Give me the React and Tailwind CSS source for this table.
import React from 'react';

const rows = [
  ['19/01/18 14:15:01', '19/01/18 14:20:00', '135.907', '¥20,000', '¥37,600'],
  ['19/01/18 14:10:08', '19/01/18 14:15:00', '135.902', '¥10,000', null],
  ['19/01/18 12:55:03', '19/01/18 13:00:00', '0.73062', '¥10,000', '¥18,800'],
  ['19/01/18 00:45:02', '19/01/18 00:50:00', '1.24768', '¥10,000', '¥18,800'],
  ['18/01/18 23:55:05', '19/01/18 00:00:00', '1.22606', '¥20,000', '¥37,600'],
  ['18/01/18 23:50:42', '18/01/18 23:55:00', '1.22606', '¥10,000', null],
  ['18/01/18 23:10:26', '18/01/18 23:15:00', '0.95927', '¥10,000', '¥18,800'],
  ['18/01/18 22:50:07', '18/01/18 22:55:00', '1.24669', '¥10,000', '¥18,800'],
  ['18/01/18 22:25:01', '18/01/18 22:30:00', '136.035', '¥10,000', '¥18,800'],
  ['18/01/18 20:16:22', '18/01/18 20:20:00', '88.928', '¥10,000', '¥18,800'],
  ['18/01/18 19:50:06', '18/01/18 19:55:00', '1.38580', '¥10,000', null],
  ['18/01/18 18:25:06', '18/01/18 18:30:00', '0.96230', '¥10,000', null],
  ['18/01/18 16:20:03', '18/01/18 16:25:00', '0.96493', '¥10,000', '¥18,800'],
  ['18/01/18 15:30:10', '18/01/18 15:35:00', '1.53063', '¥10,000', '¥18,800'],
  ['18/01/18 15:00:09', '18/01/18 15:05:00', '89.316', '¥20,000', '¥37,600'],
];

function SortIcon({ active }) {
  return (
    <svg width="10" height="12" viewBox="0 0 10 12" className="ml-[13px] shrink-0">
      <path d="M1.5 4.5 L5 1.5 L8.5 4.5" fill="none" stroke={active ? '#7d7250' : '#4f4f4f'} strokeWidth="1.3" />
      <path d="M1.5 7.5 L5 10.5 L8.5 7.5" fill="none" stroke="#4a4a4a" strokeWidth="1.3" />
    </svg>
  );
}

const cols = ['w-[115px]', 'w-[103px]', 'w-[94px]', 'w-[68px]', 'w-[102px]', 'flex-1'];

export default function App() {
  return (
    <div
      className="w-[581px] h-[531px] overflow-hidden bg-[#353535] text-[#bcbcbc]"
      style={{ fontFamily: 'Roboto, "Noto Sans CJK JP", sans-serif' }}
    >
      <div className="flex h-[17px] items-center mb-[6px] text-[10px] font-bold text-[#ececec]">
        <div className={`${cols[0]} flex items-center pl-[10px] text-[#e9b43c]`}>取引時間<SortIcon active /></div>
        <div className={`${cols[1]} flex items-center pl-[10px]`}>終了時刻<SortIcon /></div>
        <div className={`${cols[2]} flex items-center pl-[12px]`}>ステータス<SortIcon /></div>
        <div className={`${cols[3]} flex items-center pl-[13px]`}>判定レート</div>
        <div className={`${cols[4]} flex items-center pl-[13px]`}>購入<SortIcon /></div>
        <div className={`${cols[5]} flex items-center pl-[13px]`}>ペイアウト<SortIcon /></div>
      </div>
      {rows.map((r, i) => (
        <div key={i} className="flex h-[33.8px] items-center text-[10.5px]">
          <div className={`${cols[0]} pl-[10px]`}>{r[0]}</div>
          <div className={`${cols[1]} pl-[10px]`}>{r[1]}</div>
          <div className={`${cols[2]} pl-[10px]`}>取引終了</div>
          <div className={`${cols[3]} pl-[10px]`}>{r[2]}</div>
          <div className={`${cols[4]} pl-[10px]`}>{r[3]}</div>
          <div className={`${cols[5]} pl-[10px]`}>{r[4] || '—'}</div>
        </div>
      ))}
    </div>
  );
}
--------------------------------------------------
• Exercise task:
Check every line of the data, and copy the ones that contain "React".

• Correct response:
Give me the React and Tailwind CSS source for this table.
import React from 'react';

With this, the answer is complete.